Amory Lovins, a physicist-cum-environmentalist who would go on to become one of the most influential advocates of efficiency, outlined a “soft path” approach to development built with the support of the Friends of the Earth. His alternative energy strategy went mainstream in 1976 with his essay “Energy Strategy: The Road Not Taken?” in Foreign Affairs.[2] Lovins’ assertions that “soft” decentralized solar technology posed less of an environmental and technological risk than “hard” nuclear power and would not run out as fossil fuels would, introduced many readers to renewable energy. More importantly, Lovins suggested that the legions of technicians required to build and service renewable energy systems would create jobs in communities across North America.

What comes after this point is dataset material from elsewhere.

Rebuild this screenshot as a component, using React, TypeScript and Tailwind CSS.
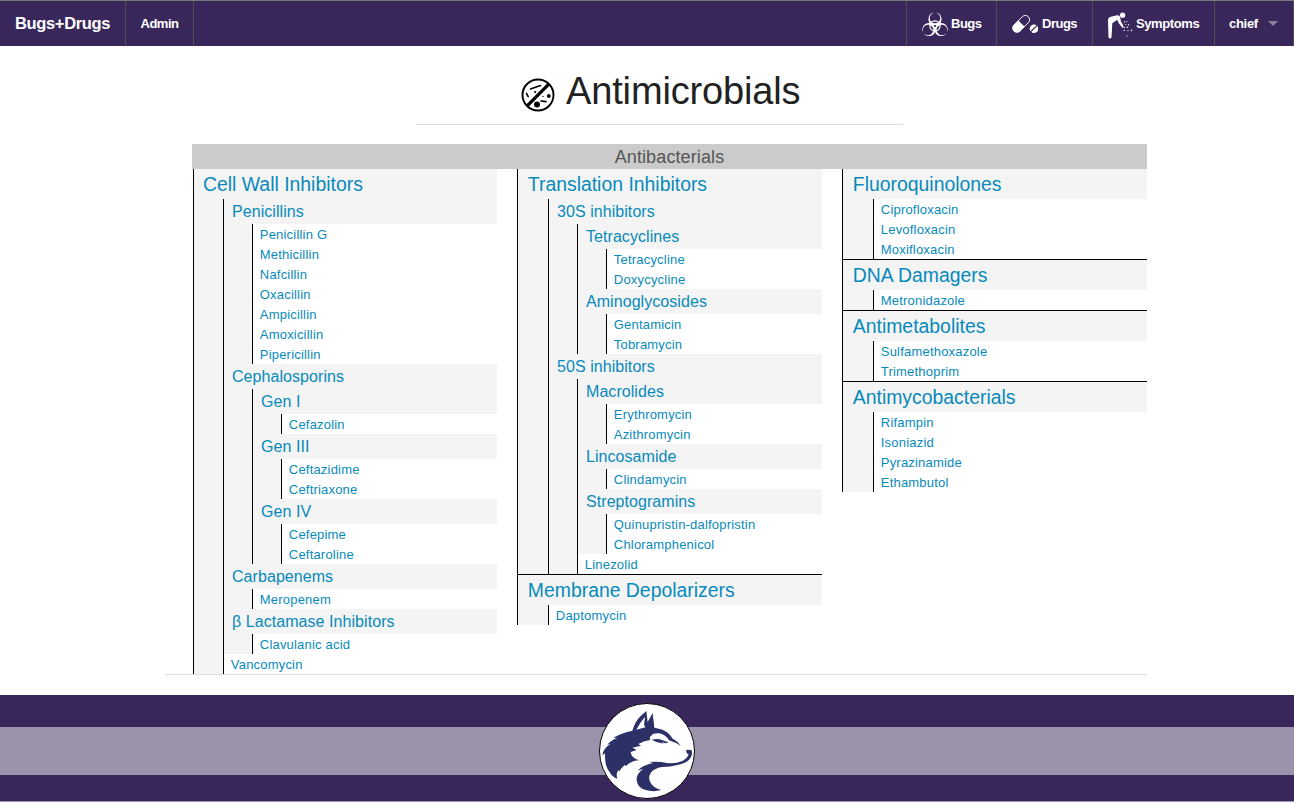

The popularity of Lovins’ vision of a solar powered economic and environmental renaissance brought him to Canada. Over the winter of 1975-76, he worked with the Science Council of Canada to develop its sustainable development program, the Conserver Society.[3] He also worked closely with the Department of Energy, Mines, and Resources on its conservation and energy substitution strategy. He had a substantial impact. The head of the Department’s Office of Energy Conservation, David Brooks, left the government soon after to found the Friends of the Earth Canada. Brooks spent the rest of the decade advocating energy conservation and the adoption of renewables.
Solar technology’s potential ability to create jobs while mitigating environmental risk also drew the attention of Canadian provincial governments. In Atlantic Canada, the Alexander Campbell government on Prince Edward Island launched a development program for renewables in response to rising gas prices and growing deindustrialization in the early 1970s. Campbell’s government drew heavily on environmental groups to formulate its plan for PEI. The New Alchemy Institute of Cape Cod Massachusetts provided its most iconic project, the PEI Ark. Led by Canadian scientist and environmentalist, John Todd, the New Alchemists promised their Ark project would provide the island with sustainable housing and help create a wind technology industry while preserving the local ecology and the island’s rural culture.[4]
By outlining a compelling reason for investing in solar technology and working closely with concerned governments environmentalists pushed renewable energy into discussions about Canada’s energy future. A consensus built that solar and other renewables had an important place in Canada’s future. Federal policy makers, however, faced questions: How soon could solar contribute? Could it really create jobs and new industries? This uncertainty needed to be addressed before solar could change from a promising, but obscure technology to one worth investing tax dollars in. Thankfully for solar advocates, a group of engineers and a computer model called WATSUN had answers. This cheerily named program would define solar technology’s capabilities and play a key role in convincing the federal government that solar heating’s time had finally come.
Hank Trim is a SSHRC postdoctoral fellow at the University of California, Santa Barbara. This is the second in a four part monthly series on the rise and fall of solar energy in the 1970s and 1980s
[1] Donella H. Meadows, Dennis L. Meadows, Jørgen Randers, and William W. Behrens III, The Limits to Growth: A Report to the Club of Rome on the Predicament of Mankind (New York: Universe Books, 1972).
[2] Amory Lovins, “Energy Strategy: The Road Not Taken,” Foreign Affairs 55, 1 (October 1976): 65-96.
[3] Henry Trim, “Planning the Future: The Conserver Society and Canadian Sustainability,” Canadian Historical Review 96, 3 (September 2015): 375-404.
[4] Alan MacEachern, An Environmental Fable: The Institute of Man and Resources (Charlottetown: Island Studies Press, 2003).